_Dataset content_
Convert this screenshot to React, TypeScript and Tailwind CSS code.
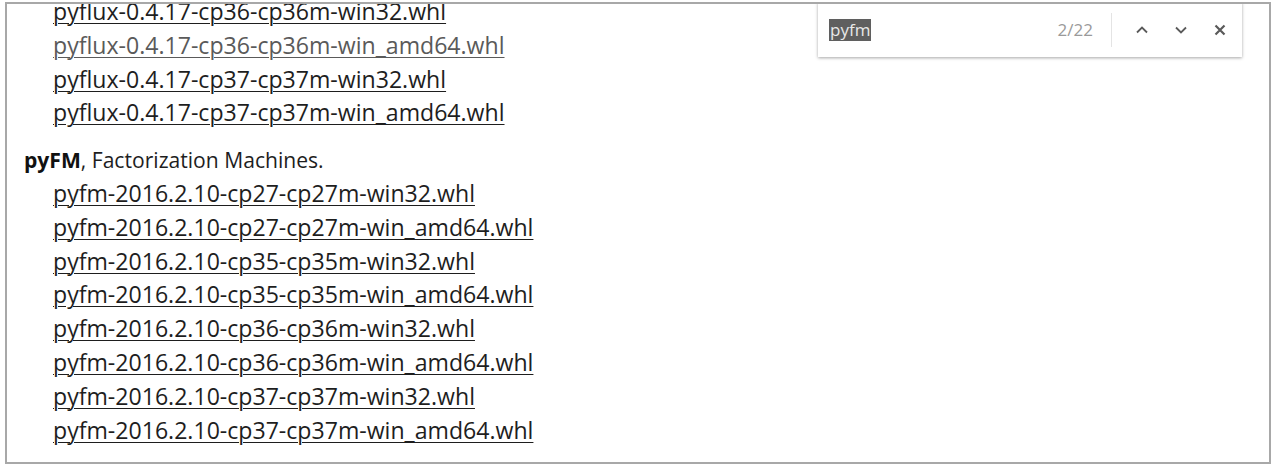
const FLUX = [
  { t: "pyflux-0.4.17-cp36-cp36m-win32.whl", v: false },
  { t: "pyflux-0.4.17-cp36-cp36m-win_amd64.whl", v: true },
  { t: "pyflux-0.4.17-cp37-cp37m-win32.whl", v: false },
  { t: "pyflux-0.4.17-cp37-cp37m-win_amd64.whl", v: false },
];

const FM = [
  "pyfm-2016.2.10-cp27-cp27m-win32.whl",
  "pyfm-2016.2.10-cp27-cp27m-win_amd64.whl",
  "pyfm-2016.2.10-cp35-cp35m-win32.whl",
  "pyfm-2016.2.10-cp35-cp35m-win_amd64.whl",
  "pyfm-2016.2.10-cp36-cp36m-win32.whl",
  "pyfm-2016.2.10-cp36-cp36m-win_amd64.whl",
  "pyfm-2016.2.10-cp37-cp37m-win32.whl",
  "pyfm-2016.2.10-cp37-cp37m-win_amd64.whl",
];

function FindBar() {
  return (
    <div className="absolute top-[-2px] left-[811px] flex h-[55px] w-[424px] items-center bg-white pl-[11px] pr-[14px] shadow-[0_1px_3px_rgba(0,0,0,0.35)]">
      <span className="bg-[#5f5f5f] px-[1px] text-[17px] leading-[22px] text-[#e8e8e8]">pyfm</span>
      <span className="ml-auto text-[17px] text-[#9a9a9a]">2/22</span>
      <div className="ml-[18px] h-[34px] w-px bg-[#e4e4e4]" />
      <div className="ml-[22px] flex items-center gap-[23px] text-[#5a5a5a]">
        <svg width="16" height="16" viewBox="0 0 16 16" fill="none" stroke="currentColor" strokeWidth="1.8">
          <path d="M3 10.5 8 5.5l5 5" />
        </svg>
        <svg width="16" height="16" viewBox="0 0 16 16" fill="none" stroke="currentColor" strokeWidth="1.8">
          <path d="M3 5.5 8 10.5l5-5" />
        </svg>
        <svg width="16" height="16" viewBox="0 0 16 16" fill="none" stroke="currentColor" strokeWidth="2.2">
          <path d="M3.5 3.5l9 9M12.5 3.5l-9 9" />
        </svg>
      </div>
    </div>
  );
}

export default function App() {
  return (
    <div className="h-[466px] w-[1280px] bg-white pl-[5px] pt-[2px] font-['Open_Sans','Noto_Sans',sans-serif]">
      <div className="relative h-[462px] w-[1266px] overflow-hidden border-2 border-[#a8a8a8]">
        <div className="mt-[-9px] pl-[17px] text-[23.1px] leading-[33.8px] text-[#1e1e1e]">
          <div className="pl-[29px]">
            {FLUX.map((f) => (
              <div key={f.t}>
                <a className={`underline decoration-1 underline-offset-[3px] ${f.v ? "text-[#5a5a5a]" : ""}`}>{f.t}</a>
              </div>
            ))}
          </div>
          <div className="mt-[13px] text-[21.1px]">
            <b className="font-bold text-[#111]">pyFM</b>, Factorization Machines.
          </div>
          <div className="pl-[29px]">
            {FM.map((f) => (
              <div key={f}>
                <a className="underline decoration-1 underline-offset-[3px]">{f}</a>
              </div>
            ))}
          </div>
        </div>
        <FindBar />
      </div>
    </div>
  );
}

_Your task_
Working from the material above, transcribe it exactly while omitting pictures.

_Exercise answer_
Convert this screenshot to React, TypeScript and Tailwind CSS code.
const FLUX = [
  { t: "pyflux-0.4.17-cp36-cp36m-win32.whl", v: false },
  { t: "pyflux-0.4.17-cp36-cp36m-win_amd64.whl", v: true },
  { t: "pyflux-0.4.17-cp37-cp37m-win32.whl", v: false },
  { t: "pyflux-0.4.17-cp37-cp37m-win_amd64.whl", v: false },
];

const FM = [
  "pyfm-2016.2.10-cp27-cp27m-win32.whl",
  "pyfm-2016.2.10-cp27-cp27m-win_amd64.whl",
  "pyfm-2016.2.10-cp35-cp35m-win32.whl",
  "pyfm-2016.2.10-cp35-cp35m-win_amd64.whl",
  "pyfm-2016.2.10-cp36-cp36m-win32.whl",
  "pyfm-2016.2.10-cp36-cp36m-win_amd64.whl",
  "pyfm-2016.2.10-cp37-cp37m-win32.whl",
  "pyfm-2016.2.10-cp37-cp37m-win_amd64.whl",
];

function FindBar() {
  return (
    <div className="absolute top-[-2px] left-[811px] flex h-[55px] w-[424px] items-center bg-white pl-[11px] pr-[14px] shadow-[0_1px_3px_rgba(0,0,0,0.35)]">
      <span className="bg-[#5f5f5f] px-[1px] text-[17px] leading-[22px] text-[#e8e8e8]">pyfm</span>
      <span className="ml-auto text-[17px] text-[#9a9a9a]">2/22</span>
      <div className="ml-[18px] h-[34px] w-px bg-[#e4e4e4]" />
      <div className="ml-[22px] flex items-center gap-[23px] text-[#5a5a5a]">
        <svg width="16" height="16" viewBox="0 0 16 16" fill="none" stroke="currentColor" strokeWidth="1.8">
          <path d="M3 10.5 8 5.5l5 5" />
        </svg>
        <svg width="16" height="16" viewBox="0 0 16 16" fill="none" stroke="currentColor" strokeWidth="1.8">
          <path d="M3 5.5 8 10.5l5-5" />
        </svg>
        <svg width="16" height="16" viewBox="0 0 16 16" fill="none" stroke="currentColor" strokeWidth="2.2">
          <path d="M3.5 3.5l9 9M12.5 3.5l-9 9" />
        </svg>
      </div>
    </div>
  );
}

export default function App() {
  return (
    <div className="h-[466px] w-[1280px] bg-white pl-[5px] pt-[2px] font-['Open_Sans','Noto_Sans',sans-serif]">
      <div className="relative h-[462px] w-[1266px] overflow-hidden border-2 border-[#a8a8a8]">
        <div className="mt-[-9px] pl-[17px] text-[23.1px] leading-[33.8px] text-[#1e1e1e]">
          <div className="pl-[29px]">
            {FLUX.map((f) => (
              <div key={f.t}>
                <a className={`underline decoration-1 underline-offset-[3px] ${f.v ? "text-[#5a5a5a]" : ""}`}>{f.t}</a>
              </div>
            ))}
          </div>
          <div className="mt-[13px] text-[21.1px]">
            <b className="font-bold text-[#111]">pyFM</b>, Factorization Machines.
          </div>
          <div className="pl-[29px]">
            {FM.map((f) => (
              <div key={f}>
                <a className="underline decoration-1 underline-offset-[3px]">{f}</a>
              </div>
            ))}
          </div>
        </div>
        <FindBar />
      </div>
    </div>
  );
}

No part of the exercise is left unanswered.